[Begin Records to use]
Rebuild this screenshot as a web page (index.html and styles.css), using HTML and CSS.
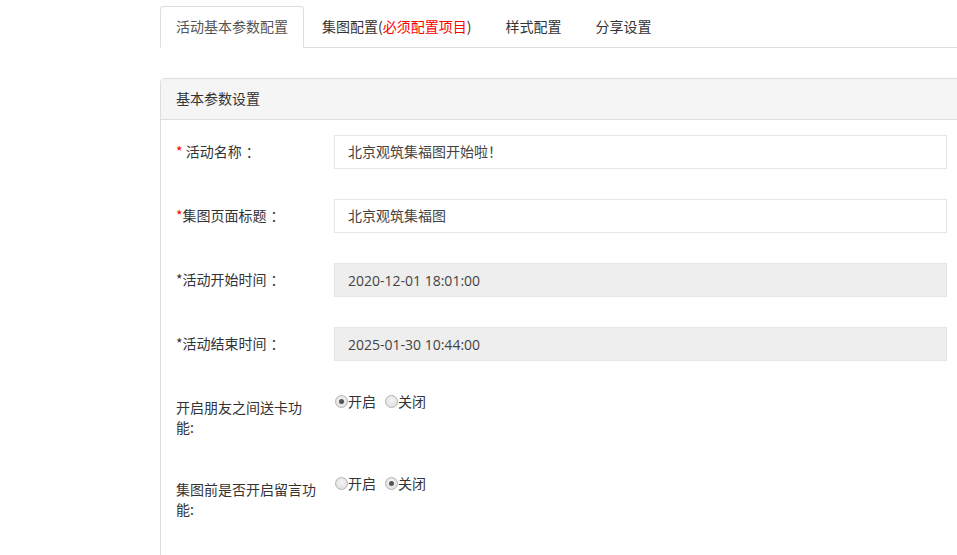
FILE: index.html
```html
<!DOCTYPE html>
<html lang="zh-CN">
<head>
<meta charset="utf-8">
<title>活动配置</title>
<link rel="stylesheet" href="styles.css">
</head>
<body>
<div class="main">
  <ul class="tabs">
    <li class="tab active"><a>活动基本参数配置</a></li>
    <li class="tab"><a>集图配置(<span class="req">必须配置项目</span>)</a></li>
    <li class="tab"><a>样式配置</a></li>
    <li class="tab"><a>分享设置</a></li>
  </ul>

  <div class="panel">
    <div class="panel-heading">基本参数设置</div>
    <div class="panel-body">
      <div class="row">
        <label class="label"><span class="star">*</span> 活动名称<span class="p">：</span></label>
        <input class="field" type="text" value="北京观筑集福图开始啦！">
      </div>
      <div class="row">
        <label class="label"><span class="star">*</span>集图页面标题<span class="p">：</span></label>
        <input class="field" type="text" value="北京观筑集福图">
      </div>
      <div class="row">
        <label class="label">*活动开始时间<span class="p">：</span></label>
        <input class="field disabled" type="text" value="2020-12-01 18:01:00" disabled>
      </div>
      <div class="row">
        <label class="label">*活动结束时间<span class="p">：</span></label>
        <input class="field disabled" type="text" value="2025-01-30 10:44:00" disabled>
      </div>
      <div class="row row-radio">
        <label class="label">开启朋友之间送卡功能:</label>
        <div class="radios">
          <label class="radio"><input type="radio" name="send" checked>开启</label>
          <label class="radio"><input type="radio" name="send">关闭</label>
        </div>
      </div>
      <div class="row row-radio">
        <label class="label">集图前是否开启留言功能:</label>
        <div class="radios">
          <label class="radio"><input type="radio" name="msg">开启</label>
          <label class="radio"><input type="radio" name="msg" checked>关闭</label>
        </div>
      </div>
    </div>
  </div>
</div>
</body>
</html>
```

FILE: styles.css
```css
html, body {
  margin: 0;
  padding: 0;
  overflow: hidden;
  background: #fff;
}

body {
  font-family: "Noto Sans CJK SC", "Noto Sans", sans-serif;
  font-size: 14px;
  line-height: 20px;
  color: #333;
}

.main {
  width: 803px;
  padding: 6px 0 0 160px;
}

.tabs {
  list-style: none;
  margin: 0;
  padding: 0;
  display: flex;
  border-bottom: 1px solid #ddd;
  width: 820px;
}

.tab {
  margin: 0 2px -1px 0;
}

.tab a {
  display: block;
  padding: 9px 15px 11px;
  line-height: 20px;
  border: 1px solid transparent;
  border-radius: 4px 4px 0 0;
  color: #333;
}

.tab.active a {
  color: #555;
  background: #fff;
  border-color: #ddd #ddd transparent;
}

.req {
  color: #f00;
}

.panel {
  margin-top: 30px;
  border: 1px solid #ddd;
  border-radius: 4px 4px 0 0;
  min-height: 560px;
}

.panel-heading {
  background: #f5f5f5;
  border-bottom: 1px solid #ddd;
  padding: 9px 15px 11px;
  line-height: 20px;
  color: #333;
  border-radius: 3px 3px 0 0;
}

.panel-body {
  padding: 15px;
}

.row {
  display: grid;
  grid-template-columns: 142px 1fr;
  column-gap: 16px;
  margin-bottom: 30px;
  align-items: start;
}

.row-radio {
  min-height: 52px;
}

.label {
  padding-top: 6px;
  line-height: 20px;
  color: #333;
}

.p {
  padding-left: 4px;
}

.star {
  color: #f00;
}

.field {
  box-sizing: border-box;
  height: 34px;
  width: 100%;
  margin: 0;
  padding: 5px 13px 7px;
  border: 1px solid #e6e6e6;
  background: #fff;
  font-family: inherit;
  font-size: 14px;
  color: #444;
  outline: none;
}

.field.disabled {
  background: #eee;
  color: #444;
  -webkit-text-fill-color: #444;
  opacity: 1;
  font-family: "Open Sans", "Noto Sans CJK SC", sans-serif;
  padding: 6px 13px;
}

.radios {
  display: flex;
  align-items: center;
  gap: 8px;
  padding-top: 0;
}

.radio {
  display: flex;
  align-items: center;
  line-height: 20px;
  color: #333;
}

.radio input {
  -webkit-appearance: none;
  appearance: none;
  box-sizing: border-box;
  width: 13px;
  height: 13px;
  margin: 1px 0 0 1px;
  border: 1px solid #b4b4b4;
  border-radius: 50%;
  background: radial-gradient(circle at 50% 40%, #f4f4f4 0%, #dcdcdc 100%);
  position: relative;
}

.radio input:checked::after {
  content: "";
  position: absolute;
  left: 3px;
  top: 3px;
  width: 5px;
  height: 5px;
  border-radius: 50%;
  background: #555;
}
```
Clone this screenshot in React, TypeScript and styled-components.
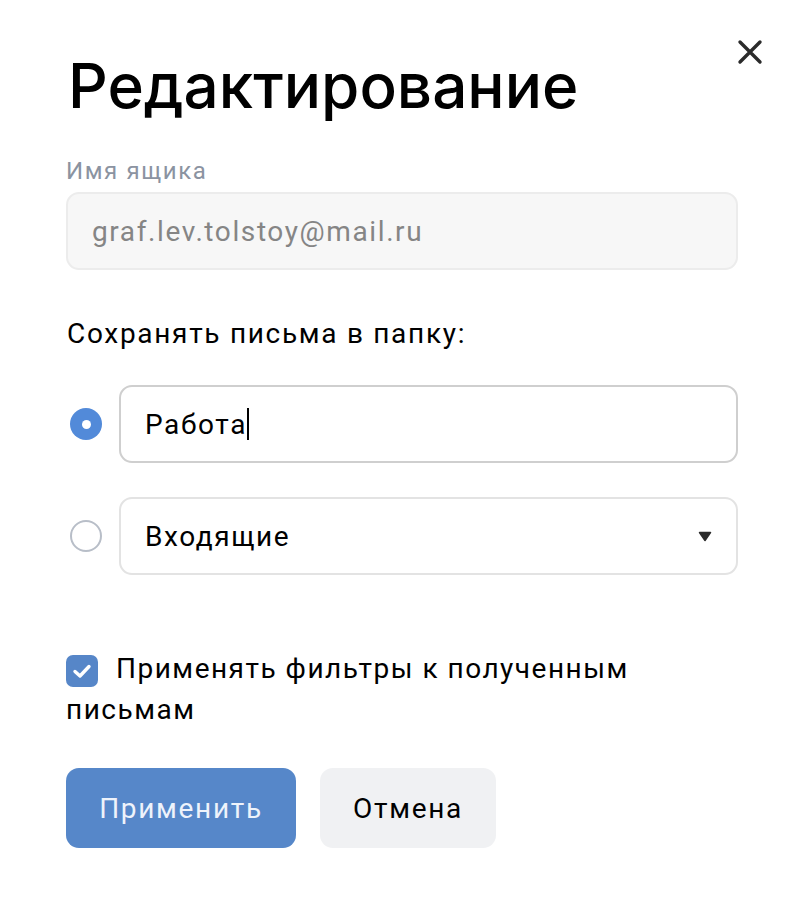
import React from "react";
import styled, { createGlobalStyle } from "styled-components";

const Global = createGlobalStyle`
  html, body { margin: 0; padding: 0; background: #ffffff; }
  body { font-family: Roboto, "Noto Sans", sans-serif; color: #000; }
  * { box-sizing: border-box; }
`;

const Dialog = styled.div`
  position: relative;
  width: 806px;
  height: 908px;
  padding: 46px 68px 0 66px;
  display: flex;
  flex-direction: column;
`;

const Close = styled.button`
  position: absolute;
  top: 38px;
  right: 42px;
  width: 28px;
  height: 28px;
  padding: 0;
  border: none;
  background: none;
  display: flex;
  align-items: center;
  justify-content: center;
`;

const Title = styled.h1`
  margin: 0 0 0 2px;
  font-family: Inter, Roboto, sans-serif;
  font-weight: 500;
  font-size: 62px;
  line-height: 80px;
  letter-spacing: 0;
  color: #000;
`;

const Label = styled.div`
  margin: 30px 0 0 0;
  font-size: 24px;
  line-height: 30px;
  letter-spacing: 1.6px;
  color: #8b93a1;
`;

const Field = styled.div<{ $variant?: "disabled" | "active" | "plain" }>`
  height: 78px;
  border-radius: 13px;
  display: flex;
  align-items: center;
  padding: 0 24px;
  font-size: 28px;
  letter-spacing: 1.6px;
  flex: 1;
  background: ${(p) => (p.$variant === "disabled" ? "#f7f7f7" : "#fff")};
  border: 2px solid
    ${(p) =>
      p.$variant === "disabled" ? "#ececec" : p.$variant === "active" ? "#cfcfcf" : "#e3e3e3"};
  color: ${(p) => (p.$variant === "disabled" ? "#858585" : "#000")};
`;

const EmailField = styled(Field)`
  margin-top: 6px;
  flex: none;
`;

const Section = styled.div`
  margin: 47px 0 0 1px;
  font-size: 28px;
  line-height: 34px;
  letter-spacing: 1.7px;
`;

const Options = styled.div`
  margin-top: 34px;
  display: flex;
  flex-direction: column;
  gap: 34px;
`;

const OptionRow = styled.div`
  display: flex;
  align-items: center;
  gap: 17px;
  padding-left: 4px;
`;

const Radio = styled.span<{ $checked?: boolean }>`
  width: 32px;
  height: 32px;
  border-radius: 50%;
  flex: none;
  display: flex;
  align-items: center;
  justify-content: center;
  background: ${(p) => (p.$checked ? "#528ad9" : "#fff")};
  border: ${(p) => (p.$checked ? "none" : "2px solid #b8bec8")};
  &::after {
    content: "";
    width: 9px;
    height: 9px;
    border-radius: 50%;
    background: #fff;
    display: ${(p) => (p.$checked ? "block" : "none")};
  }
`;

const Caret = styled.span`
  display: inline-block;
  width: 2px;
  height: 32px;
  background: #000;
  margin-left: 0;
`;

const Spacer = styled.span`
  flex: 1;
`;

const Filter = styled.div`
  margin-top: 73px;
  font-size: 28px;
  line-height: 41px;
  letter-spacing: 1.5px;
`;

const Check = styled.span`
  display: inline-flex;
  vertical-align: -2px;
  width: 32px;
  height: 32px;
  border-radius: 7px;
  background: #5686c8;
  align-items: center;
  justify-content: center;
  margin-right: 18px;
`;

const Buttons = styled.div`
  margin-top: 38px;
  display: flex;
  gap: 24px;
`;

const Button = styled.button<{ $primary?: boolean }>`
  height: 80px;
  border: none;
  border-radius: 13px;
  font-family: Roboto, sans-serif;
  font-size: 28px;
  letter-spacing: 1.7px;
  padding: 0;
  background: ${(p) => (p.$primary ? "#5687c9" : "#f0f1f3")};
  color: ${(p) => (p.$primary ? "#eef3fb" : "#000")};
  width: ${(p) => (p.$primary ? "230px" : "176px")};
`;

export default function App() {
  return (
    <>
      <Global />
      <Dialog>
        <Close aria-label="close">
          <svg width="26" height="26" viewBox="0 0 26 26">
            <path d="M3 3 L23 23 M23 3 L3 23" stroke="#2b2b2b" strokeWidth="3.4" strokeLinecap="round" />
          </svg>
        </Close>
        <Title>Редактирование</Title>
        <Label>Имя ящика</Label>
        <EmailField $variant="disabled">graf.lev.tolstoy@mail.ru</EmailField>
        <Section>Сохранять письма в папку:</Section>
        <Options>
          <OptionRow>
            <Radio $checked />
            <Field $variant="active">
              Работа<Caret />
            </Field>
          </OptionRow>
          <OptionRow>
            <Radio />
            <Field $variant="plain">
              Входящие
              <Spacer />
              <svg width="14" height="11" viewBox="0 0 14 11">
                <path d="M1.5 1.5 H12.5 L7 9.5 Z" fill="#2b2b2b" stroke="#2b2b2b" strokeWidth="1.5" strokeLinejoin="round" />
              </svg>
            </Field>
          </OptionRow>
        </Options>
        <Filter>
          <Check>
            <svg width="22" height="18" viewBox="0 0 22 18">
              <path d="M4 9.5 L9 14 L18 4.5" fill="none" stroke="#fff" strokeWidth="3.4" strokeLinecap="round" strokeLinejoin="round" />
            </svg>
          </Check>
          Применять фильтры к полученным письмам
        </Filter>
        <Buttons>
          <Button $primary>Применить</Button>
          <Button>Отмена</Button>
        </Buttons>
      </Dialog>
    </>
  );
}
[End Records to use]
▶ _Problem details_: Among the lines of the data above, determine how many contain the word "this". Report the number alone.

▶ _Written solution_: 2